*REQUIREMENTS*
Return each line of the listing below, unchanged, and omit the images.

*STORED DATA*
:::::

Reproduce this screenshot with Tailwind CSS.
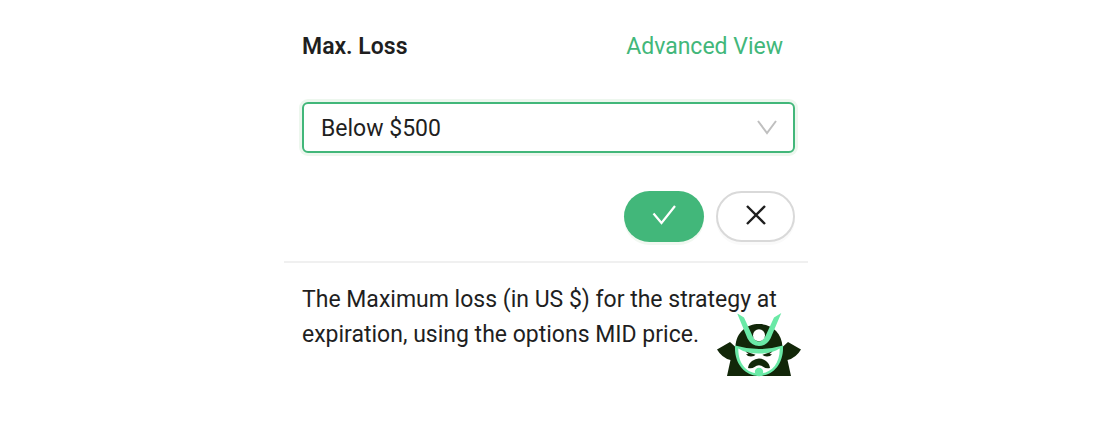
<!DOCTYPE html>
<html lang="en">

<head>
    <meta charset="UTF-8">
    <meta name="viewport" content="width=device-width, initial-scale=1.0">
    <title>Max. Loss</title>
    <script src="https://cdn.jsdelivr.net/npm/@tailwindcss/browser@4"></script>
</head>

<body class="bg-white min-h-screen font-['Roboto',sans-serif] text-[23px] leading-[35px] text-[#1f1f1f]">
    <main class="mx-auto w-full max-w-[550px] pr-[26px]">
        <form class="pt-[29px] pl-[18px] pr-[13px] pb-[19px] border-b-2 border-[#f0f0f0]">
            <div class="flex items-center justify-between pr-3">
                <label for="max_loss" class="font-semibold">Max. Loss</label>
                <a href="#" class="text-[#42b77a]">Advanced View</a>
            </div>

            <div class="relative mt-[38px]">
                <select id="max_loss"
                    class="block w-full h-[51px] appearance-none rounded-md border-2 border-[#42b77a] bg-white pt-[2px] pl-[17px] pr-12 outline-none ring-3 ring-[#edf7ee]">
                    <option>Below $500</option>
                </select>
                <svg class="absolute right-[18px] top-[18px] w-5 h-4 pointer-events-none" viewBox="0 0 20 16" fill="none" stroke="#bfbfbf" stroke-width="2">
                    <path d="M1 1L10 13L19 1" />
                </svg>
            </div>

            <div class="mt-[38px] flex justify-end gap-3">
                <button type="button" aria-label="Apply"
                    class="flex h-[51px] w-20 items-center justify-center rounded-full bg-[#42b77a] pb-1 shadow-[0_3px_0_#f1f8f1]">
                    <svg class="w-6 h-5" viewBox="0 0 24 20" fill="none" stroke="#fff" stroke-width="2.2">
                        <path d="M1.5 8.5L9.5 18L23 1" />
                    </svg>
                </button>
                <button type="button" aria-label="Cancel"
                    class="flex h-[51px] w-[79px] items-center justify-center rounded-full border-2 border-[#d9d9d9] bg-white pb-1 shadow-[0_3px_0_#fafafa]">
                    <svg class="w-5 h-5" viewBox="0 0 20 20" fill="none" stroke="#1f1f1f" stroke-width="2.4">
                        <path d="M1 1L19 19M19 1L1 19" />
                    </svg>
                </button>
            </div>
        </form>

        <div class="relative pt-[19px] pl-[18px] pr-[13px]">
            <p>The Maximum loss (in US $) for the strategy at expiration, using the options MID price.</p>

            <!-- samurai helmet -->
            <svg class="absolute right-[6px] top-[50px] w-[86px] h-16" viewBox="6 7 86 64">
                <path fill="#122709" d="M25.5 41C26 26 37 18 49 18S72 26 72.5 41L78 36L91 43.5Q86 52 77.500 54L81 70H17L20.500 54Q12 52 7 43.5L20 36Z" />
                <path fill="#6ae9a6" d="M25 39.5Q49 46.500 73 39.5C74 58 63 70 49 70S24 58 25 39.5Z" />
                <path fill="#fff" d="M28.300 42.500Q36 47.500 49 47.500T69.700 42.500C70 58 61 67.500 49 67.500S28 58 28.300 42.500Z" />
                <path fill="#6ae9a6" d="M26.700 7L34 11.500L42.500 30Q45.500 35.500 49 35.500T55.500 30L64 11.500L71.300 7L60.500 32.500Q56.500 40 49 40T37.500 32.500L27 7Z" />
                <circle cx="49" cy="29.300" r="6" fill="#fff" />
                <path fill="#122709" d="M35.500 45.500L45.500 48.700Q44.500 50.500 41 50.500Q37.500 50.500 36 48.300L38.500 48Z" />
                <path fill="#122709" d="M62.500 45.500L52.500 48.700Q53.500 50.500 57 50.500Q60.500 50.500 62 48.300L59.500 48Z" />
                <path fill="#122709" d="M38 62Q38.500 57.500 42 55Q45.500 52.500 49 52.500T56 55Q59.500 57.500 60 62Q56 63 53.500 61Q51.500 59.300 49 59.300T44.500 61Q42 63 38 62Z" />
                <circle cx="49" cy="66" r="4.200" fill="#6ae9a6" />
            </svg>
        </div>
    </main>
</body>

</html>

:::::

*EXPECTED OUTPUT*
Reproduce this screenshot with Tailwind CSS.
<!DOCTYPE html>
<html lang="en">

<head>
    <meta charset="UTF-8">
    <meta name="viewport" content="width=device-width, initial-scale=1.0">
    <title>Max. Loss</title>
    <script src="https://cdn.jsdelivr.net/npm/@tailwindcss/browser@4"></script>
</head>

<body class="bg-white min-h-screen font-['Roboto',sans-serif] text-[23px] leading-[35px] text-[#1f1f1f]">
    <main class="mx-auto w-full max-w-[550px] pr-[26px]">
        <form class="pt-[29px] pl-[18px] pr-[13px] pb-[19px] border-b-2 border-[#f0f0f0]">
            <div class="flex items-center justify-between pr-3">
                <label for="max_loss" class="font-semibold">Max. Loss</label>
                <a href="#" class="text-[#42b77a]">Advanced View</a>
            </div>

            <div class="relative mt-[38px]">
                <select id="max_loss"
                    class="block w-full h-[51px] appearance-none rounded-md border-2 border-[#42b77a] bg-white pt-[2px] pl-[17px] pr-12 outline-none ring-3 ring-[#edf7ee]">
                    <option>Below $500</option>
                </select>
                <svg class="absolute right-[18px] top-[18px] w-5 h-4 pointer-events-none" viewBox="0 0 20 16" fill="none" stroke="#bfbfbf" stroke-width="2">
                    <path d="M1 1L10 13L19 1" />
                </svg>
            </div>

            <div class="mt-[38px] flex justify-end gap-3">
                <button type="button" aria-label="Apply"
                    class="flex h-[51px] w-20 items-center justify-center rounded-full bg-[#42b77a] pb-1 shadow-[0_3px_0_#f1f8f1]">
                    <svg class="w-6 h-5" viewBox="0 0 24 20" fill="none" stroke="#fff" stroke-width="2.2">
                        <path d="M1.5 8.5L9.5 18L23 1" />
                    </svg>
                </button>
                <button type="button" aria-label="Cancel"
                    class="flex h-[51px] w-[79px] items-center justify-center rounded-full border-2 border-[#d9d9d9] bg-white pb-1 shadow-[0_3px_0_#fafafa]">
                    <svg class="w-5 h-5" viewBox="0 0 20 20" fill="none" stroke="#1f1f1f" stroke-width="2.4">
                        <path d="M1 1L19 19M19 1L1 19" />
                    </svg>
                </button>
            </div>
        </form>

        <div class="relative pt-[19px] pl-[18px] pr-[13px]">
            <p>The Maximum loss (in US $) for the strategy at expiration, using the options MID price.</p>

            <!-- samurai helmet -->
            <svg class="absolute right-[6px] top-[50px] w-[86px] h-16" viewBox="6 7 86 64">
                <path fill="#122709" d="M25.5 41C26 26 37 18 49 18S72 26 72.5 41L78 36L91 43.5Q86 52 77.500 54L81 70H17L20.500 54Q12 52 7 43.5L20 36Z" />
                <path fill="#6ae9a6" d="M25 39.5Q49 46.500 73 39.5C74 58 63 70 49 70S24 58 25 39.5Z" />
                <path fill="#fff" d="M28.300 42.500Q36 47.500 49 47.500T69.700 42.500C70 58 61 67.500 49 67.500S28 58 28.300 42.500Z" />
                <path fill="#6ae9a6" d="M26.700 7L34 11.500L42.500 30Q45.500 35.500 49 35.500T55.500 30L64 11.500L71.300 7L60.500 32.500Q56.500 40 49 40T37.500 32.500L27 7Z" />
                <circle cx="49" cy="29.300" r="6" fill="#fff" />
                <path fill="#122709" d="M35.500 45.500L45.500 48.700Q44.500 50.500 41 50.500Q37.500 50.500 36 48.300L38.500 48Z" />
                <path fill="#122709" d="M62.500 45.500L52.500 48.700Q53.500 50.500 57 50.500Q60.500 50.500 62 48.300L59.500 48Z" />
                <path fill="#122709" d="M38 62Q38.500 57.500 42 55Q45.500 52.500 49 52.500T56 55Q59.500 57.500 60 62Q56 63 53.500 61Q51.500 59.300 49 59.300T44.500 61Q42 63 38 62Z" />
                <circle cx="49" cy="66" r="4.200" fill="#6ae9a6" />
            </svg>
        </div>
    </main>
</body>

</html>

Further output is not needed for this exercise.